Sunday, May 3, 2009

On Traveling to Haiti and other related things #6

There would be a five hour layover at the next airport.

The local Haitian airport in Port au Prince is a small airport by any standard. As you walk in, you toss your belongings onto a small security belt and step through the metal detector. As you pass through the metal detector about 15 feet in front of you is the ticket counter. Just beyond the ticket counter is a glass wall and just beyond the glass wall is where the planes land and take off. The planes are small and can hold about 20 passengers and their luggage. There is a 70lb luggage limit and on the plane, the luggage is stashed in any unused seats and at the rear of the plane. The first row (all three seats) is about 3 feet from the cockpit. And the last row is about 15 feet from the first. The plane is in fact so small that during my flight in, it had started raining. I fell asleep shortly into the flight and was awakened to an unfamiliar, and yet somehow recognizable sound. The pilot had turned on his windshield wipers and they were scraping across the window. Not something you hear very often on a passenger plane.

The airport is comparably sized. To the right of the security belt and metal detector is the waiting area. There are probably about 50 seats available and most of them are taken, always. The ticket counters stand about 15 feet directly in front of the waiting area. Along the left wall of the airport is another ticket counter and the restrooms. The bathrooms are nothing fancy, but there if you need them. Along the far right wall are a couple offices. You are free to come and go from the airport as you please. There is no food court; just a stand-up cooler with some bottled water and occasionally bottles of juice. If you want to buy rum or wine, just see the girl at the back of the waiting area. You can get that from her. You can also pay her for your bottled water. If you want to eat, and have a long enough lay-over, just across the street at the Tigermart gas station they have a buffet line. The food is pretty good there. It’s worth the trip if you have the time. There is no A/C at the airport. The area is cooled by an old, by powerful, metal, oscillating fan. Sometimes when the electricity goes out, passengers are boarded by someone behind the counter yelling loud enough to be heard over the crowd. If the electricity goes off, so does the fan. It’s only then that it actually gets really warm in there. Except on really hot days. Then it’s warm regardless. It’s never quiet. People come and go. Planes land and take off. And the activity never stops. It seems as though everybody who’s there knows somebody else who’s there, but not because they came together.
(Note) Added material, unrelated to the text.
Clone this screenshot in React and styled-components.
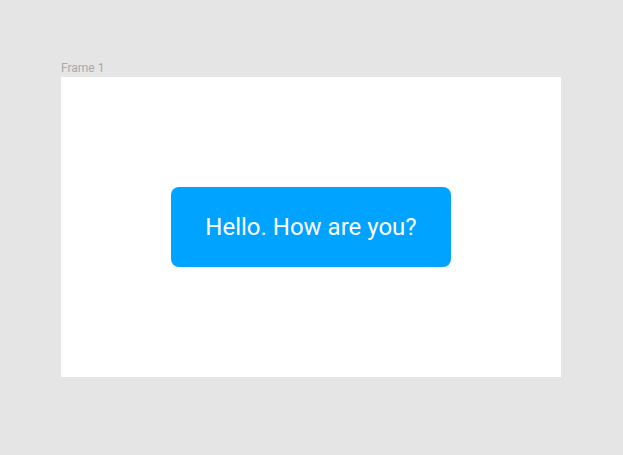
import React from 'react'
import styled, { createGlobalStyle } from 'styled-components'

const GlobalStyle = createGlobalStyle`
  html, body {
    margin: 0;
    padding: 0;
    background: #e5e5e5;
    font-family: Roboto, "Liberation Sans", sans-serif;
  }
`

const Canvas = styled.div`
  width: 623px;
  height: 455px;
  box-sizing: border-box;
  padding: 60px 0 0 61px;
  background: #e5e5e5;
`

const FrameLabel = styled.div`
  color: #a8a8a8;
  font-size: 12px;
  line-height: 17px;
`

const Frame = styled.div`
  width: 500px;
  height: 300px;
  background: #fff;
  display: flex;
  align-items: center;
  justify-content: center;
`

const Button = styled.button`
  width: 280px;
  height: 80px;
  border: none;
  border-radius: 8px;
  background: #00a3ff;
  color: #fff;
  font-family: Roboto, "Liberation Sans", sans-serif;
  font-size: 24px;
  cursor: pointer;
`

const App = () => {
  return (
    <>
      <GlobalStyle />
      <Canvas>
        <FrameLabel>Frame 1</FrameLabel>
        <Frame>
          <Button>Hello. How are you?</Button>
        </Frame>
      </Canvas>
    </>
  )
}

export default App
I had made it through Jacksonville, Miami, and the International Airport in Port au Prince. I had passed security and customs. I had not gotten lost. I had not been deported and I had all my luggage. I was golden.

A ticket for my plane ride had been purchased at the airport in Cayes and arrangements had been made to courier the ticket from Cayes to Port au Prince. All I needed to do was show an ID and pick up my ticket at the Courier counter and wait until 4pm to board the small plane that would carry me away into the sunset.

Nadir took my passport and presented it to the counter. No ticket was waiting for me. Two hours later, after many calls between Billy Moses, Nadir, and the Office in Cayes, they were able to locate my confirmation number and issue me a new ticket. Hallelujah! I was goin’ home… in three hours.